**GIVEN EXERCISE:**
Leaving out the pictures, retype all the material exactly.

**RECORDED DATA:**
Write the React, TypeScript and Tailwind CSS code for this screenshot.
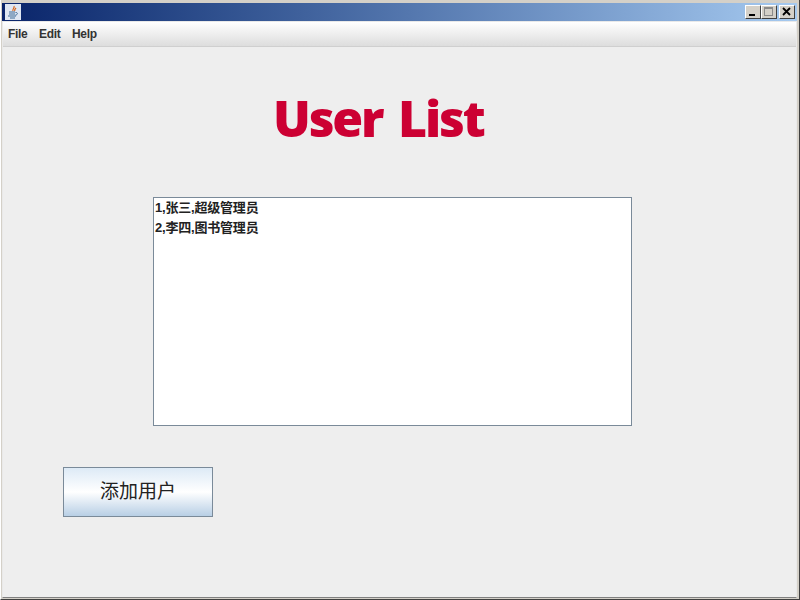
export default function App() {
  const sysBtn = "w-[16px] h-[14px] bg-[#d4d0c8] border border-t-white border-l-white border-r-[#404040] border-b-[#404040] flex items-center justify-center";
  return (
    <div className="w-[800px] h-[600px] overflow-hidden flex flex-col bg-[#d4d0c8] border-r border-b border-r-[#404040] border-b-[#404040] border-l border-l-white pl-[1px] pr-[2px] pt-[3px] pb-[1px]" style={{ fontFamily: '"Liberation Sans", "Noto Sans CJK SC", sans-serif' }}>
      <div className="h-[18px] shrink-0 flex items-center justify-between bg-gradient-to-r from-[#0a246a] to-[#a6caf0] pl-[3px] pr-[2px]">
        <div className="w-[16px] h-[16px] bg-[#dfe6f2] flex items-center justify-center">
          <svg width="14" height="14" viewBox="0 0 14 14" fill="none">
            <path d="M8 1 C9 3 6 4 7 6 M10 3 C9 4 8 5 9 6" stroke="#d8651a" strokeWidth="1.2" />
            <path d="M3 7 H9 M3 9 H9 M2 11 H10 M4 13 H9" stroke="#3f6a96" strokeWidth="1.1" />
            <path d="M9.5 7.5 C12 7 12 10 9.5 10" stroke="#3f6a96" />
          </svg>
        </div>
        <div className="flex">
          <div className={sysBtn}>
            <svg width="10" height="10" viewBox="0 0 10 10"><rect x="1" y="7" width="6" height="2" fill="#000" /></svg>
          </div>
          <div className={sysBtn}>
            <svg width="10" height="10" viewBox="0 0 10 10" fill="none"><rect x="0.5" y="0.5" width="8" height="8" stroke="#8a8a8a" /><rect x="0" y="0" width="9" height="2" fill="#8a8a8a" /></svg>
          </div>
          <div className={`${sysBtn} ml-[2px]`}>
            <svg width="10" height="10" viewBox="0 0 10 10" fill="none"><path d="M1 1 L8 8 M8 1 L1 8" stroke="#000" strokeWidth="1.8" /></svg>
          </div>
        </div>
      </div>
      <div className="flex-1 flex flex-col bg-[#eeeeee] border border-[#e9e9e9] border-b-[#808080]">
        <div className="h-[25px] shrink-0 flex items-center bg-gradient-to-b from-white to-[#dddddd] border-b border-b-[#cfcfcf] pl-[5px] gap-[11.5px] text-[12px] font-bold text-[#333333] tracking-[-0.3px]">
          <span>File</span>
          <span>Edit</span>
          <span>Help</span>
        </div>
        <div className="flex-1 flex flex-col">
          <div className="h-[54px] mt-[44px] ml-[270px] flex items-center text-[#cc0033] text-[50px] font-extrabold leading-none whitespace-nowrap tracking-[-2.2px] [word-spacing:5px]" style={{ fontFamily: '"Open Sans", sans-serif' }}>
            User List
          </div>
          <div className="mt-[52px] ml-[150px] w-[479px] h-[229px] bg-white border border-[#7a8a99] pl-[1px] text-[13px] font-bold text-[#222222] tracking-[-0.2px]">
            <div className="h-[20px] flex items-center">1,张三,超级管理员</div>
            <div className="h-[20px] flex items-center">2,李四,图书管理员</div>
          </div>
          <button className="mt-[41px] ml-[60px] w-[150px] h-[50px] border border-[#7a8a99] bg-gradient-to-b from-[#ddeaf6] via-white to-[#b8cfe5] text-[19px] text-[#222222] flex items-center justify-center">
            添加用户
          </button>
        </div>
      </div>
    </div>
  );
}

**WRITTEN SOLUTION:**
Write the React, TypeScript and Tailwind CSS code for this screenshot.
export default function App() {
  const sysBtn = "w-[16px] h-[14px] bg-[#d4d0c8] border border-t-white border-l-white border-r-[#404040] border-b-[#404040] flex items-center justify-center";
  return (
    <div className="w-[800px] h-[600px] overflow-hidden flex flex-col bg-[#d4d0c8] border-r border-b border-r-[#404040] border-b-[#404040] border-l border-l-white pl-[1px] pr-[2px] pt-[3px] pb-[1px]" style={{ fontFamily: '"Liberation Sans", "Noto Sans CJK SC", sans-serif' }}>
      <div className="h-[18px] shrink-0 flex items-center justify-between bg-gradient-to-r from-[#0a246a] to-[#a6caf0] pl-[3px] pr-[2px]">
        <div className="w-[16px] h-[16px] bg-[#dfe6f2] flex items-center justify-center">
          <svg width="14" height="14" viewBox="0 0 14 14" fill="none">
            <path d="M8 1 C9 3 6 4 7 6 M10 3 C9 4 8 5 9 6" stroke="#d8651a" strokeWidth="1.2" />
            <path d="M3 7 H9 M3 9 H9 M2 11 H10 M4 13 H9" stroke="#3f6a96" strokeWidth="1.1" />
            <path d="M9.5 7.5 C12 7 12 10 9.5 10" stroke="#3f6a96" />
          </svg>
        </div>
        <div className="flex">
          <div className={sysBtn}>
            <svg width="10" height="10" viewBox="0 0 10 10"><rect x="1" y="7" width="6" height="2" fill="#000" /></svg>
          </div>
          <div className={sysBtn}>
            <svg width="10" height="10" viewBox="0 0 10 10" fill="none"><rect x="0.5" y="0.5" width="8" height="8" stroke="#8a8a8a" /><rect x="0" y="0" width="9" height="2" fill="#8a8a8a" /></svg>
          </div>
          <div className={`${sysBtn} ml-[2px]`}>
            <svg width="10" height="10" viewBox="0 0 10 10" fill="none"><path d="M1 1 L8 8 M8 1 L1 8" stroke="#000" strokeWidth="1.8" /></svg>
          </div>
        </div>
      </div>
      <div className="flex-1 flex flex-col bg-[#eeeeee] border border-[#e9e9e9] border-b-[#808080]">
        <div className="h-[25px] shrink-0 flex items-center bg-gradient-to-b from-white to-[#dddddd] border-b border-b-[#cfcfcf] pl-[5px] gap-[11.5px] text-[12px] font-bold text-[#333333] tracking-[-0.3px]">
          <span>File</span>
          <span>Edit</span>
          <span>Help</span>
        </div>
        <div className="flex-1 flex flex-col">
          <div className="h-[54px] mt-[44px] ml-[270px] flex items-center text-[#cc0033] text-[50px] font-extrabold leading-none whitespace-nowrap tracking-[-2.2px] [word-spacing:5px]" style={{ fontFamily: '"Open Sans", sans-serif' }}>
            User List
          </div>
          <div className="mt-[52px] ml-[150px] w-[479px] h-[229px] bg-white border border-[#7a8a99] pl-[1px] text-[13px] font-bold text-[#222222] tracking-[-0.2px]">
            <div className="h-[20px] flex items-center">1,张三,超级管理员</div>
            <div className="h-[20px] flex items-center">2,李四,图书管理员</div>
          </div>
          <button className="mt-[41px] ml-[60px] w-[150px] h-[50px] border border-[#7a8a99] bg-gradient-to-b from-[#ddeaf6] via-white to-[#b8cfe5] text-[19px] text-[#222222] flex items-center justify-center">
            添加用户
          </button>
        </div>
      </div>
    </div>
  );
}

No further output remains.